Web page code records
--*--

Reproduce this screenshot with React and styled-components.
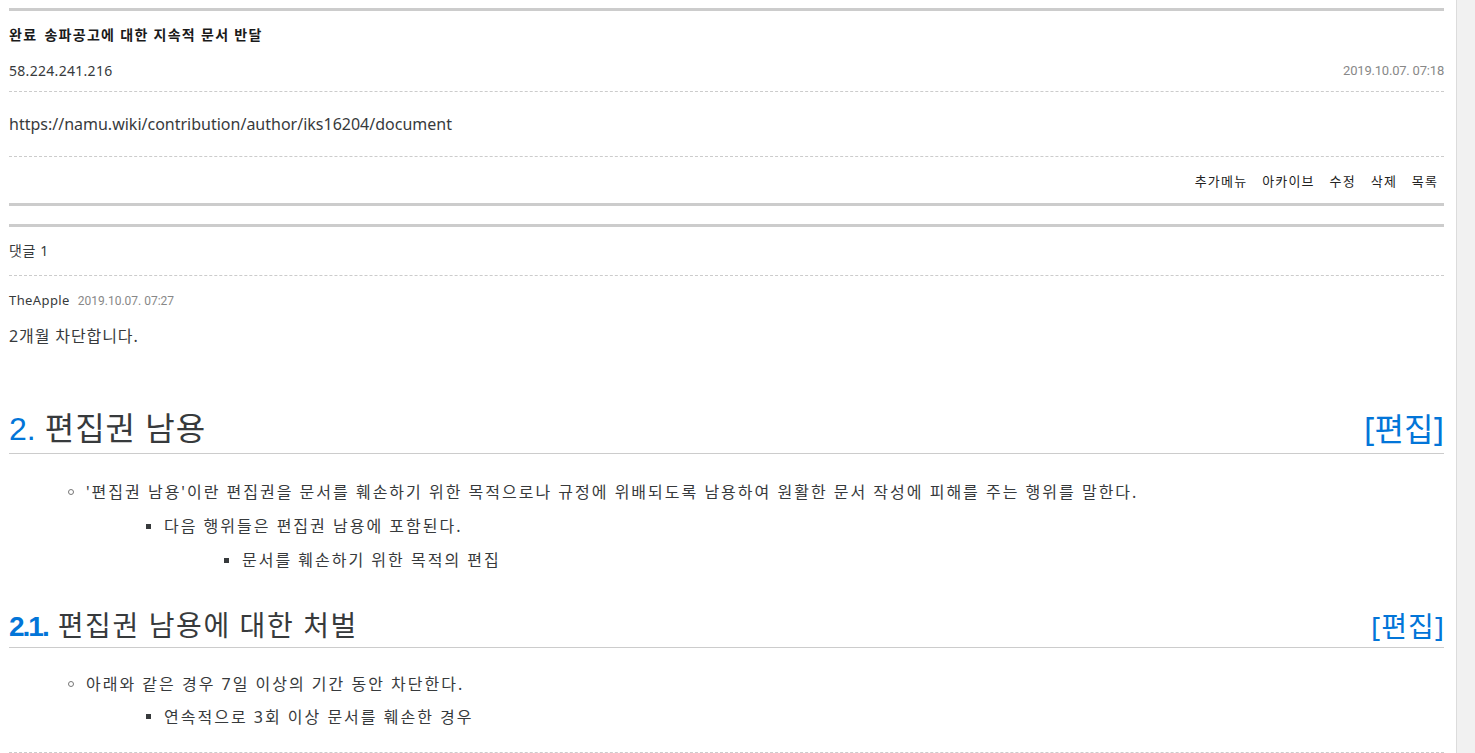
import React from 'react'
import { styled, createGlobalStyle } from "styled-components";

const GlobalStyle = createGlobalStyle`
  html, body {
    margin: 0;
    padding: 0;
    overflow: hidden;
    background: #ffffff;
  }
  body {
    font-family: "Noto Sans", "Noto Sans CJK KR", sans-serif;
    color: #373a3c;
  }
`;

const Page = styled.div`
  display: flex;
  width: 1475px;
  height: 753px;
  overflow: hidden;
`;

const Main = styled.main`
  flex: 1;
  padding: 8px 12px 0 9px;
  min-width: 0;
`;

const Scrollbar = styled.div`
  width: 18px;
  border-left: 1px solid #dcdcdc;
  background: #f1f1f1;
`;

const Thread = styled.section`
  border-top: 3px solid #cccccc;
  border-bottom: 3px solid #cccccc;
`;

const ThreadTitle = styled.h1`
  margin: 0;
  font-size: 14px;
  font-weight: 700;
  line-height: 48px;
  letter-spacing: 1.3px;
  color: #1a1a1a;
  span + span {
    margin-left: 7px;
  }
`;

const MetaRow = styled.div`
  display: flex;
  justify-content: space-between;
  align-items: center;
  height: 22px;
  padding-bottom: 10px;
  border-bottom: 1px dashed #cccccc;
  font-size: 14px;
  letter-spacing: 0.3px;
`;

const DateText = styled.span`
  font-family: Roboto, "Noto Sans", sans-serif;
  font-size: ${(p) => (p.$small ? "12px" : "13px")};
  color: #888888;
  letter-spacing: ${(p) => (p.$small ? "0" : "-0.2px")};
`;

const Body = styled.div`
  height: 64px;
  line-height: 64px;
  font-size: 16px;
  border-bottom: 1px dashed #cccccc;
`;

const Actions = styled.nav`
  display: flex;
  justify-content: flex-end;
  align-items: center;
  gap: 16px;
  height: 46px;
  padding-right: 7px;
`;

const ActionLink = styled.a`
  font-size: 13px;
  color: #222222;
  letter-spacing: 1.2px;
  margin-right: -1.2px;
`;

const Comments = styled.section`
  margin-top: 18px;
  border-top: 3px solid #cccccc;
`;

const CommentCount = styled.div`
  font-size: 14px;
  line-height: 48px;
  letter-spacing: 0.6px;
  border-bottom: 1px dashed #cccccc;
`;

const CommentHead = styled.div`
  display: flex;
  align-items: baseline;
  gap: 8px;
  margin-top: 14px;
  line-height: 20px;
  font-size: 13px;
  letter-spacing: 0.4px;
`;

const CommentText = styled.p`
  margin: 13px 0 0;
  font-size: 16px;
  line-height: 24px;
  letter-spacing: 0.9px;
`;

const Heading = styled.h2`
  display: flex;
  justify-content: space-between;
  align-items: center;
  margin: ${(p) => (p.$sub ? "29px 0 0" : "58px 0 0")};
  font-size: ${(p) => (p.$sub ? "28px" : "32px")};
  font-weight: 400;
  line-height: ${(p) => (p.$sub ? "40px" : "44px")};
  letter-spacing: ${(p) => (p.$sub ? "1.6px" : "1px")};
  padding-bottom: ${(p) => (p.$sub ? "0" : "2px")};
  border-bottom: 1px solid #cccccc;
  color: #373a3c;
`;

const Num = styled.span`
  font-family: "Liberation Sans", Arial, sans-serif;
  color: #0275d8;
  font-weight: ${(p) => (p.$bold ? 700 : 400)};
  letter-spacing: ${(p) => (p.$bold ? "-2px" : "0")};
  margin-right: ${(p) => (p.$bold ? "10px" : "9px")};
`;

const EditLink = styled.a`
  color: #0275d8;
  font-size: ${(p) => (p.$sub ? "28px" : "32px")};
  letter-spacing: ${(p) => (p.$sub ? "1px" : "0")};
  margin-right: ${(p) => (p.$sub ? "-1px" : "0")};
`;

const List = styled.ul`
  list-style: none;
  margin: ${(p) => (p.$top ? `${p.$top}px 0 0` : "0")};
  padding: 0;
`;

const Item = styled.li`
  display: flex;
  align-items: center;
  padding-left: ${(p) => p.$level * 78 - 19}px;
  height: ${(p) => p.$h}px;
  font-size: 16px;
  letter-spacing: 2px;
`;

const Bullet = styled.span`
  flex: none;
  box-sizing: border-box;
  width: ${(p) => (p.$circle ? "6px" : "5px")};
  height: ${(p) => (p.$circle ? "6px" : "5px")};
  margin-right: ${(p) => (p.$circle ? "12px" : "13px")};
  margin-top: 2px;
  border: ${(p) => (p.$circle ? "1px solid #777" : "none")};
  border-radius: ${(p) => (p.$circle ? "50%" : "0")};
  background: ${(p) => (p.$circle ? "transparent" : "#373a3c")};
`;

const Divider = styled.div`
  margin-top: 20px;
  border-top: 1px dashed #cccccc;
`;

const bullets = [
  { level: 1, circle: true, text: "'편집권 남용'이란 편집권을 문서를 훼손하기 위한 목적으로나 규정에 위배되도록 남용하여 원활한 문서 작성에 피해를 주는 행위를 말한다." },
  { level: 2, text: "다음 행위들은 편집권 남용에 포함된다." },
  { level: 3, text: "문서를 훼손하기 위한 목적의 편집" },
];

const penalty = [
  { level: 1, circle: true, text: "아래와 같은 경우 7일 이상의 기간 동안 차단한다." },
  { level: 2, text: "연속적으로 3회 이상 문서를 훼손한 경우" },
];

const Items = ({ rows, top, h }) => (
  <List $top={top}>
    {rows.map((r) => (
      <Item key={r.text} $level={r.level} $h={h}>
        <Bullet $circle={r.circle} />
        {r.text}
      </Item>
    ))}
  </List>
);

const App = () => {
  return (
    <Page>
      <GlobalStyle />
      <Main>
        <Thread>
          <ThreadTitle>
            <span>완료</span>
            <span>송파공고에 대한 지속적 문서 반달</span>
          </ThreadTitle>
          <MetaRow>
            <span>58.224.241.216</span>
            <DateText>2019.10.07. 07:18</DateText>
          </MetaRow>
          <Body>https://namu.wiki/contribution/author/iks16204/document</Body>
          <Actions>
            <ActionLink>추가메뉴</ActionLink>
            <ActionLink>아카이브</ActionLink>
            <ActionLink>수정</ActionLink>
            <ActionLink>삭제</ActionLink>
            <ActionLink>목록</ActionLink>
          </Actions>
        </Thread>
        <Comments>
          <CommentCount>댓글 1</CommentCount>
          <CommentHead>
            <span>TheApple</span>
            <DateText $small>2019.10.07. 07:27</DateText>
          </CommentHead>
          <CommentText>2개월 차단합니다.</CommentText>
        </Comments>
        <Heading>
          <span><Num>2.</Num>편집권 남용</span>
          <EditLink>[편집]</EditLink>
        </Heading>
        <Items rows={bullets} top={20} h={34} />
        <Heading $sub>
          <span><Num $bold>2.1.</Num>편집권 남용에 대한 처벌</span>
          <EditLink $sub>[편집]</EditLink>
        </Heading>
        <Items rows={penalty} top={18} h={33} />
        <Divider />
      </Main>
      <Scrollbar />
    </Page>
  );
};

export default App;
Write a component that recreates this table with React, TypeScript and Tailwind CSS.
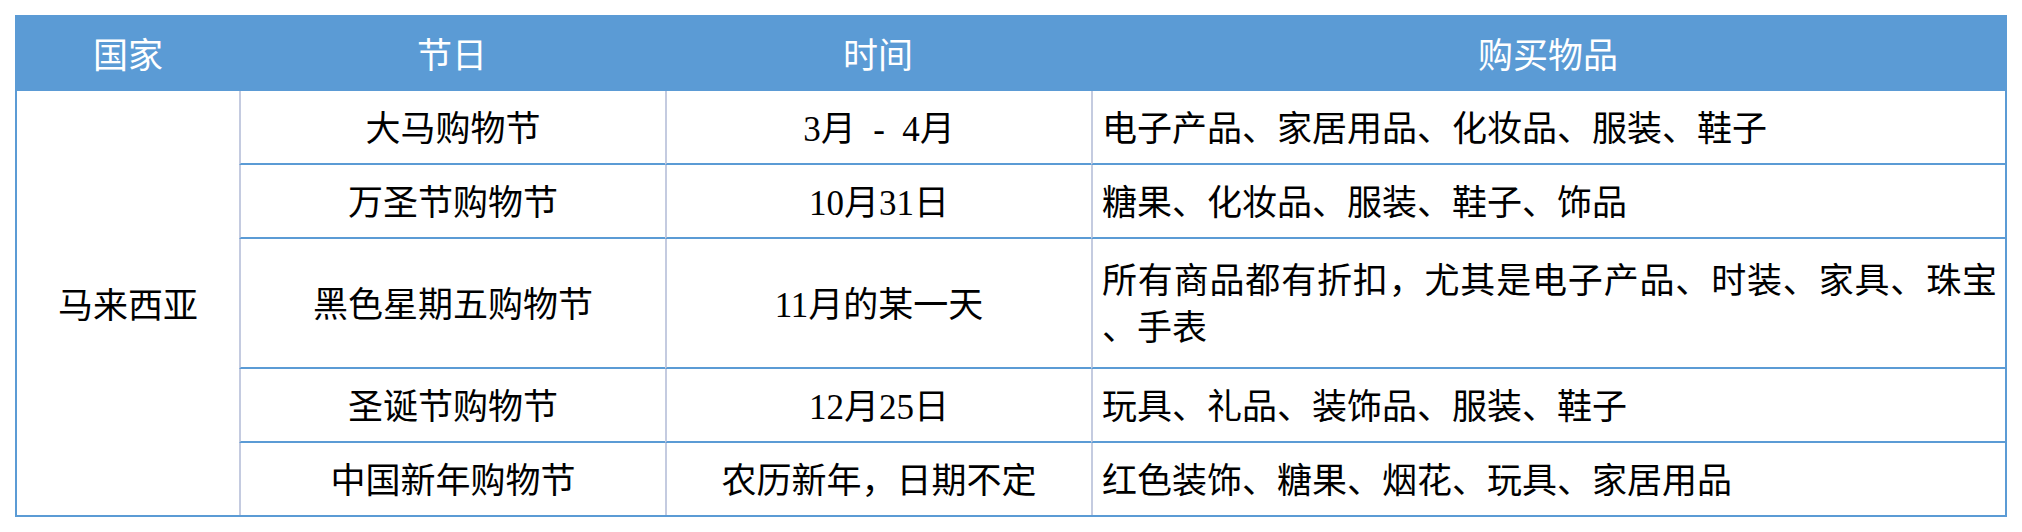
const font = "font-['Liberation_Serif','Noto_Sans_CJK_SC',serif]";

type Row = {
  festival: string;
  time: string;
  items: string[];
  height: string;
  last?: boolean;
};

const rows: Row[] = [
  {
    festival: "大马购物节",
    time: "3月\u2002-\u20024月",
    items: ["电子产品、家居用品、化妆品、服装、鞋子"],
    height: "h-[74px]",
  },
  {
    festival: "万圣节购物节",
    time: "10月31日",
    items: ["糖果、化妆品、服装、鞋子、饰品"],
    height: "h-[74px]",
  },
  {
    festival: "黑色星期五购物节",
    time: "11月的某一天",
    items: ["所有商品都有折扣，尤其是电子产品、时装、家具、珠宝", "、手表"],
    height: "h-[130px]",
  },
  {
    festival: "圣诞节购物节",
    time: "12月25日",
    items: ["玩具、礼品、装饰品、服装、鞋子"],
    height: "h-[74px]",
  },
  {
    festival: "中国新年购物节",
    time: "农历新年，日期不定",
    items: ["红色装饰、糖果、烟花、玩具、家居用品"],
    height: "h-[72px]",
    last: true,
  },
];

export default function App() {
  return (
    <div className={`min-h-[532px] w-[2022px] bg-white pt-[15px] pl-[15px] ${font} text-[35px] leading-[47px] text-black`}>
      <div className="w-[1992px] border-2 border-[#5b9bd5]">
        {/* Header */}
        <div className="grid h-[74px] grid-cols-[222px_426px_426px_1fr] bg-[#5b9bd5] text-white">
          <div className="flex items-center justify-center pt-[4px]">国家</div>
          <div className="flex items-center justify-center pt-[4px]">节日</div>
          <div className="flex items-center justify-center pt-[4px]">时间</div>
          <div className="flex items-center justify-center pt-[4px]">购买物品</div>
        </div>

        {/* Body */}
        <div className="grid grid-cols-[222px_426px_426px_1fr]">
          <div className="row-span-5 flex items-center justify-center pt-[6px]">马来西亚</div>
          {rows.map((r) => (
            <div key={r.festival} className="contents">
              <div
                className={`${r.height} flex items-center justify-center border-l-2 border-[#c4cbe0] pt-[4px] ${
                  r.last ? "" : "border-b-2 border-b-[#5b9bd5]"
                }`}
              >
                {r.festival}
              </div>
              <div
                className={`${r.height} flex items-center justify-center whitespace-pre border-l-2 border-[#c4cbe0] pt-[4px] ${
                  r.last ? "" : "border-b-2 border-b-[#5b9bd5]"
                }`}
              >
                {r.time}
              </div>
              <div
                className={`${r.height} flex flex-col justify-center border-l-2 border-[#c4cbe0] pl-[9px] pr-[8px] pt-[4px] ${
                  r.last ? "" : "border-b-2 border-b-[#5b9bd5]"
                }`}
              >
                {r.items.length > 1 ? (
                  <>
                    <div className="whitespace-nowrap text-justify [text-align-last:justify]">{r.items[0]}</div>
                    <div className="whitespace-nowrap">{r.items[1]}</div>
                  </>
                ) : (
                  <div className="whitespace-nowrap">{r.items[0]}</div>
                )}
              </div>
            </div>
          ))}
        </div>
      </div>
    </div>
  );
}
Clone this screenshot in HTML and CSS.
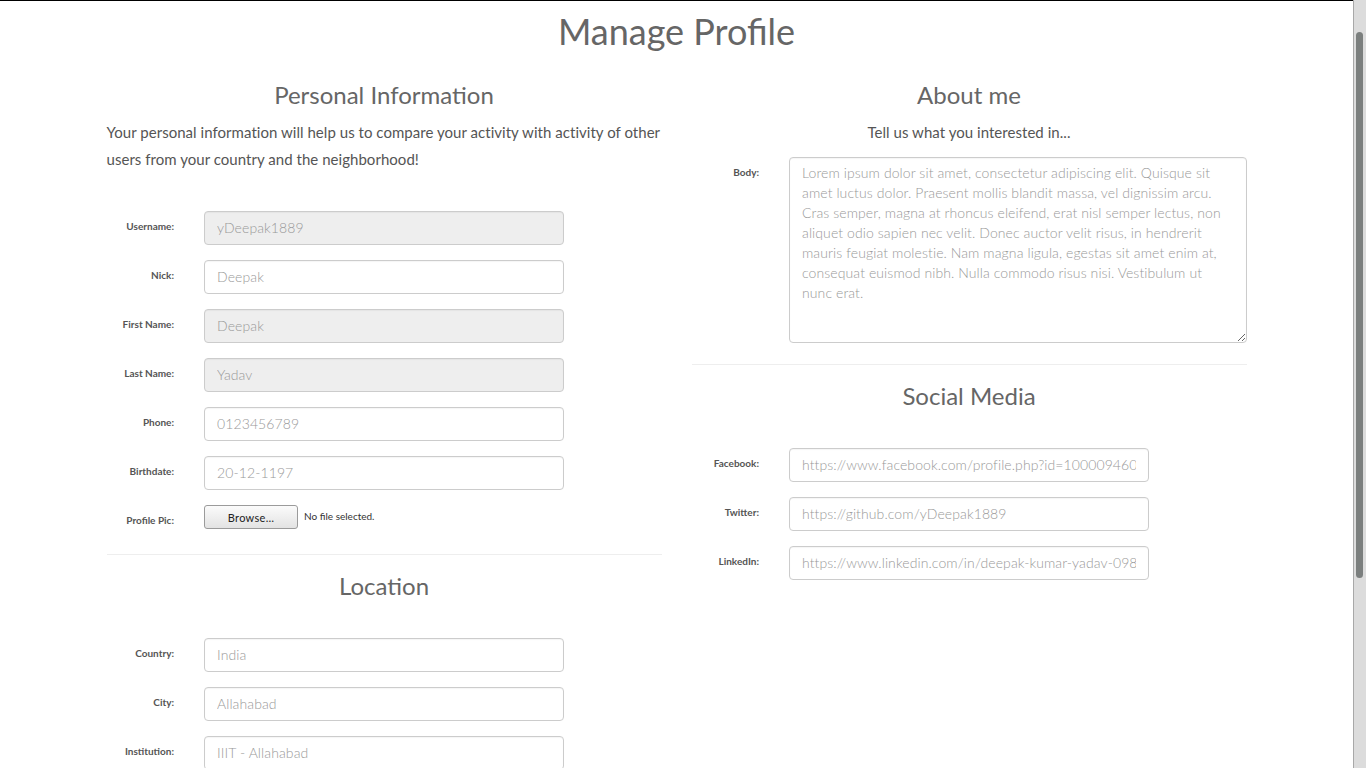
FILE: index.html
```html
<!DOCTYPE html>
<html lang="en">
<head>
<meta charset="utf-8">
<title>Manage Profile</title>
<link rel="stylesheet" href="styles.css">
</head>
<body>
<div class="page">
  <h1 class="title">Manage Profile</h1>
  <div class="columns">
    <section class="col">
      <h3 class="heading">Personal Information</h3>
      <p class="lead">Your personal information will help us to compare your activity with activity of other users from your country and the neighborhood!</p>
      <form class="form form-personal">
        <label class="lbl">Username:</label>
        <input class="field" type="text" value="yDeepak1889" disabled>
        <label class="lbl">Nick:</label>
        <input class="field" type="text" value="Deepak">
        <label class="lbl">First Name:</label>
        <input class="field" type="text" value="Deepak" disabled>
        <label class="lbl">Last Name:</label>
        <input class="field" type="text" value="Yadav" disabled>
        <label class="lbl">Phone:</label>
        <input class="field" type="text" value="0123456789">
        <label class="lbl">Birthdate:</label>
        <input class="field" type="text" value="20-12-1197">
        <label class="lbl">Profile Pic:</label>
        <div class="file">
          <button class="browse" type="button">Browse…</button>
          <span class="nofile">No file selected.</span>
        </div>
      </form>
      <hr class="rule rule-left">
      <h3 class="heading">Location</h3>
      <form class="form form-location">
        <label class="lbl">Country:</label>
        <input class="field" type="text" value="India">
        <label class="lbl">City:</label>
        <input class="field" type="text" value="Allahabad">
        <label class="lbl">Institution:</label>
        <input class="field" type="text" value="IIIT - Allahabad">
      </form>
    </section>
    <section class="col">
      <h3 class="heading">About me</h3>
      <p class="lead center">Tell us what you interested in...</p>
      <form class="form form-about">
        <label class="lbl">Body:</label>
        <textarea class="field area">Lorem ipsum dolor sit amet, consectetur adipiscing elit. Quisque sit amet luctus dolor. Praesent mollis blandit massa, vel dignissim arcu. Cras semper, magna at rhoncus eleifend, erat nisl semper lectus, non aliquet odio sapien nec velit. Donec auctor velit risus, in hendrerit mauris feugiat molestie. Nam magna ligula, egestas sit amet enim at, consequat euismod nibh. Nulla commodo risus nisi. Vestibulum ut nunc erat.</textarea>
      </form>
      <hr class="rule rule-right">
      <h3 class="heading">Social Media</h3>
      <form class="form form-social">
        <label class="lbl">Facebook:</label>
        <input class="field" type="text" value="https://www.facebook.com/profile.php?id=100009460712345">
        <label class="lbl">Twitter:</label>
        <input class="field" type="text" value="https://github.com/yDeepak1889">
        <label class="lbl">LinkedIn:</label>
        <input class="field" type="text" value="https://www.linkedin.com/in/deepak-kumar-yadav-0987654321">
      </form>
    </section>
  </div>
</div>
<div class="scrollbar"><div class="thumb"></div></div>
</body>
</html>
```
FILE: styles.css
```css
html, body {
  margin: 0;
  height: 100%;
  overflow: hidden;
  background: #fff;
}
body {
  font-family: Lato, "Open Sans", "Liberation Sans", sans-serif;
  color: #555;
}
.page {
  margin-right: 13px;
  border-top: 1px solid #000;
}
.title {
  margin: 10px 0 0;
  font-size: 36px;
  line-height: 40px;
  font-weight: 400;
  color: #666;
  text-align: center;
}
.columns {
  width: 1140px;
  margin: 30px auto 0;
  display: grid;
  grid-template-columns: 555px 555px;
  column-gap: 30px;
  align-items: start;
}
.heading {
  margin: 0;
  font-size: 24px;
  line-height: 28px;
  font-weight: 400;
  color: #666;
  text-align: center;
}
.lead {
  margin: 10px 0 0;
  font-size: 15px;
  line-height: 27px;
  letter-spacing: 0.04px;
  color: #555;
}
.lead.center { text-align: center; }
.form {
  display: grid;
  grid-template-columns: 67.5px 360px;
  column-gap: 30px;
  row-gap: 15px;
  align-items: start;
}
.form-personal { margin-top: 38px; }
.form-location { margin-top: 38px; }
.form-about { margin-top: 11px; grid-template-columns: 67.5px 457.5px; }
.form-social { margin-top: 38px; }
.lbl {
  padding-top: 8px;
  font-size: 10px;
  line-height: 14px;
  font-weight: 700;
  color: #555;
  text-align: right;
  white-space: nowrap;
}
.field {
  box-sizing: border-box;
  width: 100%;
  height: 34px;
  margin: 0;
  padding: 5px 12px 7px;
  border: 1px solid #ccc;
  border-radius: 4px;
  background: #fff;
  font-family: Lato, "Open Sans", sans-serif;
  font-size: 14px;
  font-weight: 300;
  line-height: 20px;
  letter-spacing: 0.1px;
  color: #999;
  box-shadow: inset 0 1px 1px rgba(0,0,0,0.04);
}
.field:disabled {
  background: #eee;
  color: #999;
  opacity: 1;
}
.area {
  height: 186px;
  padding-top: 5px;
  resize: vertical;
  display: block;
}
.file {
  display: flex;
  align-items: flex-start;
  gap: 6px;
  height: 23px;
}
.browse {
  box-sizing: border-box;
  width: 94px;
  height: 24px;
  padding: 0;
  border: 1px solid #9b9b9b;
  border-radius: 3px;
  background: linear-gradient(#fbfbfb, #e3e3e3);
  font-family: Lato, "Open Sans", sans-serif;
  font-size: 11px;
  letter-spacing: 0.3px;
  color: #222;
}
.nofile {
  padding-top: 5px;
  font-size: 10px;
  line-height: 12px;
  color: #333;
}
.rule {
  border: 0;
  border-top: 1px solid #eee;
  margin: 0 0 17px;
}
.rule-left { margin-top: 26px; }
.rule-right { margin-top: 21px; }
.scrollbar {
  position: fixed;
  top: 0;
  right: 0;
  bottom: 0;
  width: 12px;
  background: #dcdcdc;
  border-left: 1px solid #a8a8a8;
}
.thumb {
  position: absolute;
  top: 32px;
  left: 2px;
  width: 7px;
  height: 546px;
  border-radius: 4px;
  background: #7b7f7e;
}
```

--*--

Among the lines above, count those containing the word "screenshot" and give nothing but the result.

2